Copy out the listing that follows, exactly, without its pictures.

*INFORMATION PROVIDED*.
□ □ □

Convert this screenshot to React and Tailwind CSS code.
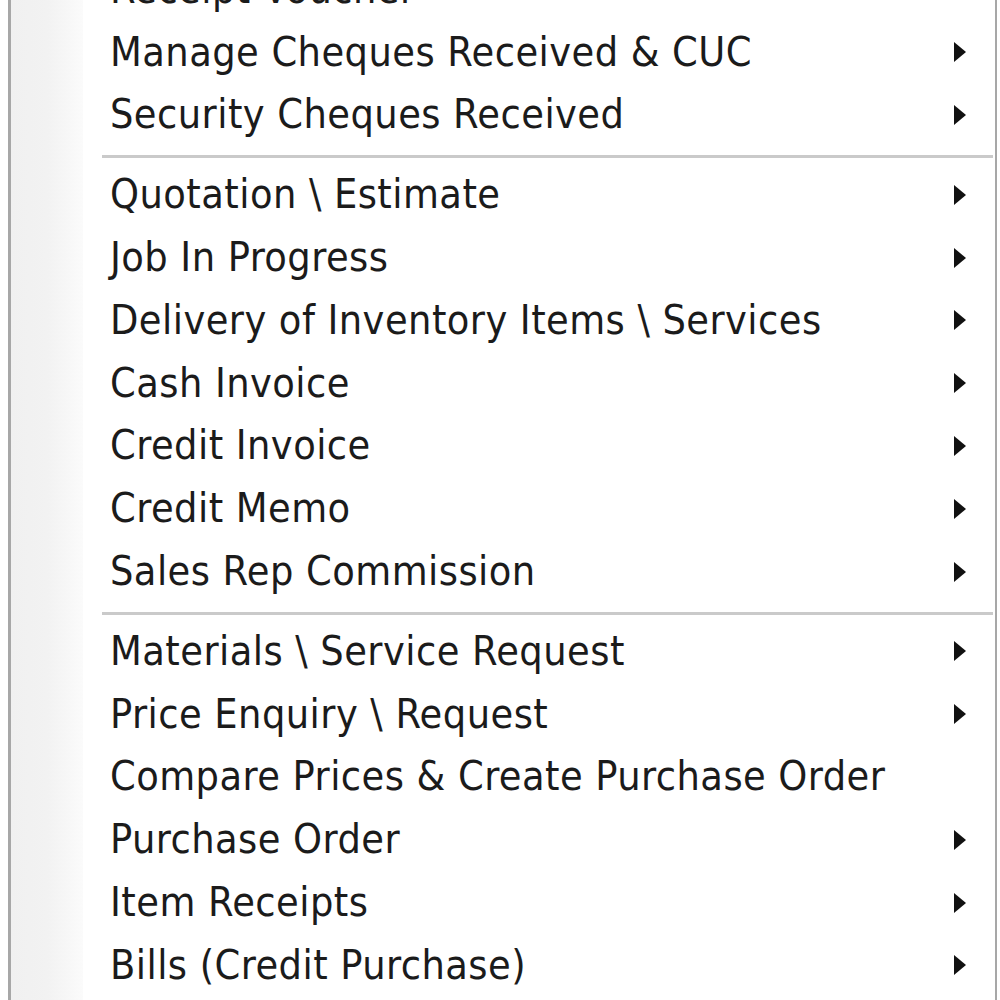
const groups = [
  [
    { label: "Receipt Voucher", sub: true },
    { label: "Manage Cheques Received & CUC", sub: true },
    { label: "Security Cheques Received", sub: true },
  ],
  [
    { label: "Quotation \\ Estimate", sub: true },
    { label: "Job In Progress", sub: true },
    { label: "Delivery of Inventory Items \\ Services", sub: true },
    { label: "Cash Invoice", sub: true },
    { label: "Credit Invoice", sub: true },
    { label: "Credit Memo", sub: true },
    { label: "Sales Rep Commission", sub: true },
  ],
  [
    { label: "Materials \\ Service Request", sub: true },
    { label: "Price Enquiry \\ Request", sub: true },
    { label: "Compare Prices & Create Purchase Order", sub: false },
    { label: "Purchase Order", sub: true },
    { label: "Item Receipts", sub: true },
    { label: "Bills (Credit Purchase)", sub: true },
  ],
];

const Arrow = () => (
  <svg width="15" height="22" viewBox="0 0 15 22" className="block">
    <path d="M2 1 L14 11 L2 21 Z" fill="#111" />
  </svg>
);

const MenuRow = ({ item }) => (
  <div className="flex items-center h-[62.8px] pl-[99px] pr-[28px]">
    <span className="flex-1 whitespace-nowrap text-[41px] tracking-[0.45px] leading-none text-[#1b1b1b]">
      {item.label}
    </span>
    {item.sub && <Arrow />}
  </div>
);

const App = () => {
  return (
    <div className="w-[1000px] h-[1000px] overflow-hidden bg-white">
      <div
        className="relative ml-[8px] w-[989px] h-[1060px] -mt-[42px] border-l-[3px] border-r-[2px] border-[#a7a7a7] bg-white"
        style={{ fontFamily: '"DejaVu Sans Condensed", "DejaVu Sans", sans-serif' }}
      >
        <div className="absolute left-0 top-0 bottom-0 w-[72px] bg-gradient-to-r from-[#f0f0f0] via-[#f2f2f2] to-[#fbfbfb]" />
        <div className="relative">
          {groups.map((g, gi) => (
            <div key={gi}>
              {gi > 0 && (
                <div className="h-[17px] pt-[9px] pl-[91px] pr-[2px]">
                  <div className="h-[3px] bg-[#cacaca]" />
                </div>
              )}
              {g.map((item) => (
                <MenuRow key={item.label} item={item} />
              ))}
            </div>
          ))}
        </div>
      </div>
    </div>
  );
};

export default App;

□ □ □

*SOLUTION TO THIS PROBLEM*.
Convert this screenshot to React and Tailwind CSS code.
const groups = [
  [
    { label: "Receipt Voucher", sub: true },
    { label: "Manage Cheques Received & CUC", sub: true },
    { label: "Security Cheques Received", sub: true },
  ],
  [
    { label: "Quotation \\ Estimate", sub: true },
    { label: "Job In Progress", sub: true },
    { label: "Delivery of Inventory Items \\ Services", sub: true },
    { label: "Cash Invoice", sub: true },
    { label: "Credit Invoice", sub: true },
    { label: "Credit Memo", sub: true },
    { label: "Sales Rep Commission", sub: true },
  ],
  [
    { label: "Materials \\ Service Request", sub: true },
    { label: "Price Enquiry \\ Request", sub: true },
    { label: "Compare Prices & Create Purchase Order", sub: false },
    { label: "Purchase Order", sub: true },
    { label: "Item Receipts", sub: true },
    { label: "Bills (Credit Purchase)", sub: true },
  ],
];

const Arrow = () => (
  <svg width="15" height="22" viewBox="0 0 15 22" className="block">
    <path d="M2 1 L14 11 L2 21 Z" fill="#111" />
  </svg>
);

const MenuRow = ({ item }) => (
  <div className="flex items-center h-[62.8px] pl-[99px] pr-[28px]">
    <span className="flex-1 whitespace-nowrap text-[41px] tracking-[0.45px] leading-none text-[#1b1b1b]">
      {item.label}
    </span>
    {item.sub && <Arrow />}
  </div>
);

const App = () => {
  return (
    <div className="w-[1000px] h-[1000px] overflow-hidden bg-white">
      <div
        className="relative ml-[8px] w-[989px] h-[1060px] -mt-[42px] border-l-[3px] border-r-[2px] border-[#a7a7a7] bg-white"
        style={{ fontFamily: '"DejaVu Sans Condensed", "DejaVu Sans", sans-serif' }}
      >
        <div className="absolute left-0 top-0 bottom-0 w-[72px] bg-gradient-to-r from-[#f0f0f0] via-[#f2f2f2] to-[#fbfbfb]" />
        <div className="relative">
          {groups.map((g, gi) => (
            <div key={gi}>
              {gi > 0 && (
                <div className="h-[17px] pt-[9px] pl-[91px] pr-[2px]">
                  <div className="h-[3px] bg-[#cacaca]" />
                </div>
              )}
              {g.map((item) => (
                <MenuRow key={item.label} item={item} />
              ))}
            </div>
          ))}
        </div>
      </div>
    </div>
  );
};

export default App;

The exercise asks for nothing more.